The problem: a drug goes everywhere
When you take a dose of a conventional medicine, the drug substance dissolves, is absorbed, and the blood carries it to every tissue it can reach — healthy and diseased alike. The target organ might receive only a tiny fraction; the rest is, at best, wasted and, at worst, the source of side effects. A cancer drug that kills tumour cells will also harm fast-dividing healthy cells in the gut and bone marrow simply because it arrives there too.

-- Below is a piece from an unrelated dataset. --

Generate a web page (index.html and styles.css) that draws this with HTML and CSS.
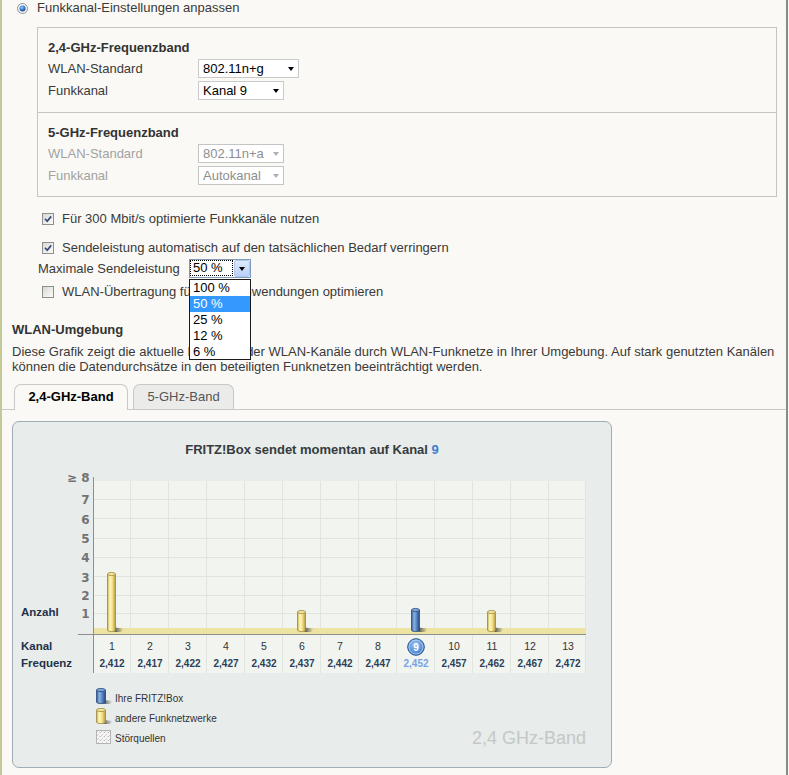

Drug targeting is the attempt to change this. The goal is simple to state and hard to achieve: deliver more drug where it is needed and less where it is not. A well-targeted system can let you use a lower total dose, widen the gap between the helpful dose and the toxic dose, and improve bioavailability at the site that matters rather than in the bloodstream as a whole.
Two broad strategies
Targeting splits into two families. In passive targeting, you do not steer the drug; instead you exploit a difference in the body's plumbing so the carrier naturally accumulates where you want. The classic example is the leaky blood vessels of tumours, which we cover next. In active targeting, you decorate the carrier with a homing molecule — a ligand — that binds a receptor over-expressed on the target cells, so the carrier is grabbed once it arrives.
- Choose the destination. Decide which organ, tissue, or cell type should receive the drug — a tumour, the colon, an inflamed joint.
- Find a difference to exploit. Look for something unique about that site: leaky vessels, a special pH, a receptor, a local enzyme.
- Pick passive or active. Use plumbing differences for passive targeting, or a homing ligand for active targeting — often both together.
- Match the route. A route of administration that lands the carrier near the target (inhaled, intra-articular, intratumoural) makes every later step easier.